>> begin

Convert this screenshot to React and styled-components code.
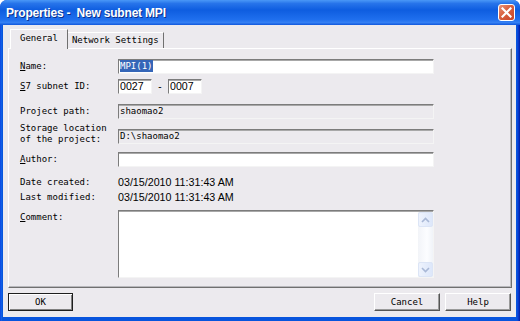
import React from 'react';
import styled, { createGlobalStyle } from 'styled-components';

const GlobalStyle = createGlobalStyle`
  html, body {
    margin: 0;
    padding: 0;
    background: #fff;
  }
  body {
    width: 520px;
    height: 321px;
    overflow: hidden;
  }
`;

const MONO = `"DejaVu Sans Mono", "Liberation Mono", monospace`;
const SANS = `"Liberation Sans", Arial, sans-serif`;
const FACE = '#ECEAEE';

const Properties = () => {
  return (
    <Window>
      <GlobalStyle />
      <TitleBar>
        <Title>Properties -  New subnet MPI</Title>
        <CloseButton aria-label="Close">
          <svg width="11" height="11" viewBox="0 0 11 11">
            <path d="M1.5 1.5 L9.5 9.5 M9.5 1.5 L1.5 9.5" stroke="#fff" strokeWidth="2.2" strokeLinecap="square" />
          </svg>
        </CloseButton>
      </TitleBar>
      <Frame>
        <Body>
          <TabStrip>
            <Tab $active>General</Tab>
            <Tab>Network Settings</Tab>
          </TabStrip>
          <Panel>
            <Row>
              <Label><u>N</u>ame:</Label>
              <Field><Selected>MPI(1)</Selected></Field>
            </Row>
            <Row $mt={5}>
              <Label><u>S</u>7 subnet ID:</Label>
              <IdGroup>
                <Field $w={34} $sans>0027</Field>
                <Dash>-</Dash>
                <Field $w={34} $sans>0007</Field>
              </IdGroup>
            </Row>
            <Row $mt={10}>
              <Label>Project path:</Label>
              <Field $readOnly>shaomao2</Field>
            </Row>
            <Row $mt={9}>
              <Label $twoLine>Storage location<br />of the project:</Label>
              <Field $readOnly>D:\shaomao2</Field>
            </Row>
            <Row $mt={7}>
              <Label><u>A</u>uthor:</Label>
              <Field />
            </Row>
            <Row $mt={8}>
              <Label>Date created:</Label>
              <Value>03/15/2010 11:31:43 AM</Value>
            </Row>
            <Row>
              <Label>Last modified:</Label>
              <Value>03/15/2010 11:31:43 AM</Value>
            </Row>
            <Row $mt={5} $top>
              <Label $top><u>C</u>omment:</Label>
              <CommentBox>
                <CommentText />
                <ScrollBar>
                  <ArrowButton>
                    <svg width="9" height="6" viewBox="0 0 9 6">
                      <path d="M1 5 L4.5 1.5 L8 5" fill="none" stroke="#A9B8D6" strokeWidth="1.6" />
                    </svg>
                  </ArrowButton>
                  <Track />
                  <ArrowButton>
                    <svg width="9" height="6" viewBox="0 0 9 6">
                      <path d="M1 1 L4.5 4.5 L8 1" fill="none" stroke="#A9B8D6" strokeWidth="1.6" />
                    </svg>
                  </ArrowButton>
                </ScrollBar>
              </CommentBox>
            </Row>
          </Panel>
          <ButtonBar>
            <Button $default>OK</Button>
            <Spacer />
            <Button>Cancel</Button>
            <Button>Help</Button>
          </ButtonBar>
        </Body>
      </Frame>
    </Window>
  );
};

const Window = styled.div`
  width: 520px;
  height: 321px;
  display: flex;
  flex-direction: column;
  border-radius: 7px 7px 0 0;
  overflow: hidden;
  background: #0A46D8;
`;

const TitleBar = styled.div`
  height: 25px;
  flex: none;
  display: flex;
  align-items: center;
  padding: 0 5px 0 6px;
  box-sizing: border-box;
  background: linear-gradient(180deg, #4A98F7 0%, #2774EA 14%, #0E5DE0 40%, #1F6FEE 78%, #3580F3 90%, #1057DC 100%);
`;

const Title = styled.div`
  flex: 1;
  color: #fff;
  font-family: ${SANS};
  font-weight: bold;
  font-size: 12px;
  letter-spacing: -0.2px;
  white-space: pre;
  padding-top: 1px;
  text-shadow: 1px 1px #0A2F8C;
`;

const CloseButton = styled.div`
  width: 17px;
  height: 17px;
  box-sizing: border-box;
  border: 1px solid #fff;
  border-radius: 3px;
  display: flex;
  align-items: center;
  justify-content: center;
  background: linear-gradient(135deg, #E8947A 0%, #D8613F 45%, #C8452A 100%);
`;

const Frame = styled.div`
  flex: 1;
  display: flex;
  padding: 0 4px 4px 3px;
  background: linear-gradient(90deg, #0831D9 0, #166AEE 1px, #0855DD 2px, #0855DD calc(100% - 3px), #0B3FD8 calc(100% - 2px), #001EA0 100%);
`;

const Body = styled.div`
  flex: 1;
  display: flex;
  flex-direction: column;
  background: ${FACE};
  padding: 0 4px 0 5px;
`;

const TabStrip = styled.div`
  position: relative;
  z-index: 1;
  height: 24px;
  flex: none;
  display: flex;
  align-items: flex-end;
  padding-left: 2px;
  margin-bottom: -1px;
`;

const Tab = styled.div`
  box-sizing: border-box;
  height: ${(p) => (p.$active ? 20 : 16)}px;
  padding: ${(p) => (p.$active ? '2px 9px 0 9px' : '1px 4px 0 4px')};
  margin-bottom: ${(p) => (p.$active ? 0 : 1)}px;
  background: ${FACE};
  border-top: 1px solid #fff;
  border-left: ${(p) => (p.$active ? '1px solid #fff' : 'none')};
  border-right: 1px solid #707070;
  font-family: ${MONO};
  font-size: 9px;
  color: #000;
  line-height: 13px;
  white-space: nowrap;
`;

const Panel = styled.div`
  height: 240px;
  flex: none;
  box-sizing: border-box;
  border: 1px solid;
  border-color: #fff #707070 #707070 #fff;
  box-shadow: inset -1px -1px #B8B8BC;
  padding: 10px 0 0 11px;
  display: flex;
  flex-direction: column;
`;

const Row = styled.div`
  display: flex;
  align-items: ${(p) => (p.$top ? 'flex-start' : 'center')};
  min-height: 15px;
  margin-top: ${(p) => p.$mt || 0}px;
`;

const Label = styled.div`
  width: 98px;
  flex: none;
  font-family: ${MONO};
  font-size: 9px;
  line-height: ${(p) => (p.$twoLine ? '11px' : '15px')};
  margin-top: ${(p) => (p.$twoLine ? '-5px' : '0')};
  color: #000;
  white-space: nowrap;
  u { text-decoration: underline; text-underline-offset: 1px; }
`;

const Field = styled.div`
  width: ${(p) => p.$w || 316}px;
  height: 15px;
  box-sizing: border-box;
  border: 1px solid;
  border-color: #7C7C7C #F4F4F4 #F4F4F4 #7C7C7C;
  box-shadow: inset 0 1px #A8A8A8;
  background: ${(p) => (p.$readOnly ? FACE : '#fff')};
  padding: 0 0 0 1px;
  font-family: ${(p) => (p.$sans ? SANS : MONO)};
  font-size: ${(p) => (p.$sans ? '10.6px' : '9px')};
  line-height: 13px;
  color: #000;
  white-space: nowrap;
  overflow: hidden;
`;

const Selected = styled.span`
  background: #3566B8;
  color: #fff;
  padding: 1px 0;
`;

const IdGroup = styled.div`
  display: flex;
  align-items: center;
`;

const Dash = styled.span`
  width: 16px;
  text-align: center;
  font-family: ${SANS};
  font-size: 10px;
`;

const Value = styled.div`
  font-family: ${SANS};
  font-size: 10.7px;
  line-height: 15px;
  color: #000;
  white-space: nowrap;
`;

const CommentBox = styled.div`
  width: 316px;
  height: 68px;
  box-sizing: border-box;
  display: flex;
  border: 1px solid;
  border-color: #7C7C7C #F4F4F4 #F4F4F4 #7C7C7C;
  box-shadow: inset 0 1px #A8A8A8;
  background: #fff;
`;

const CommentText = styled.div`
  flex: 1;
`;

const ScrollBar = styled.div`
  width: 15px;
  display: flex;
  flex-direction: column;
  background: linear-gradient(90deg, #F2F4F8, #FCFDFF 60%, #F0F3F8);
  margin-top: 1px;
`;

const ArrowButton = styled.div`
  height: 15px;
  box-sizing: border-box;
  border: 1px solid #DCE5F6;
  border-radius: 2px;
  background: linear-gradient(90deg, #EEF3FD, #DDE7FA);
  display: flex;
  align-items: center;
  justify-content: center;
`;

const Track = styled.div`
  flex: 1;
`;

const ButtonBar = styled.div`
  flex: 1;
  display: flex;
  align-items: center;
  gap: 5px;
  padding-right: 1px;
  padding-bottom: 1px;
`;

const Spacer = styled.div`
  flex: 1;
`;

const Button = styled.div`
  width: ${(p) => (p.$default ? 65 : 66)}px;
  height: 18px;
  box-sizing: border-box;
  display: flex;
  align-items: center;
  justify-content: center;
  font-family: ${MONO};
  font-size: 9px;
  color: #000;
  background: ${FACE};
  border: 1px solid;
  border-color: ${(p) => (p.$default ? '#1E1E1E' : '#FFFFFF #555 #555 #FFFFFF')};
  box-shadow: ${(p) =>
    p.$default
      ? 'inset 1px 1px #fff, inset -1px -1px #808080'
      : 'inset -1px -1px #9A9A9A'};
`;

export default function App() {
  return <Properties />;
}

>> end

- What you are asked to do:
Skip the pictures and restate exactly the lines from the beginning of the listing to the line with "const FACE = '#ECEAEE';", that line included.

- Answer to the exercise:
Convert this screenshot to React and styled-components code.
import React from 'react';
import styled, { createGlobalStyle } from 'styled-components';

const GlobalStyle = createGlobalStyle`
  html, body {
    margin: 0;
    padding: 0;
    background: #fff;
  }
  body {
    width: 520px;
    height: 321px;
    overflow: hidden;
  }
`;

const MONO = `"DejaVu Sans Mono", "Liberation Mono", monospace`;
const SANS = `"Liberation Sans", Arial, sans-serif`;
const FACE = '#ECEAEE';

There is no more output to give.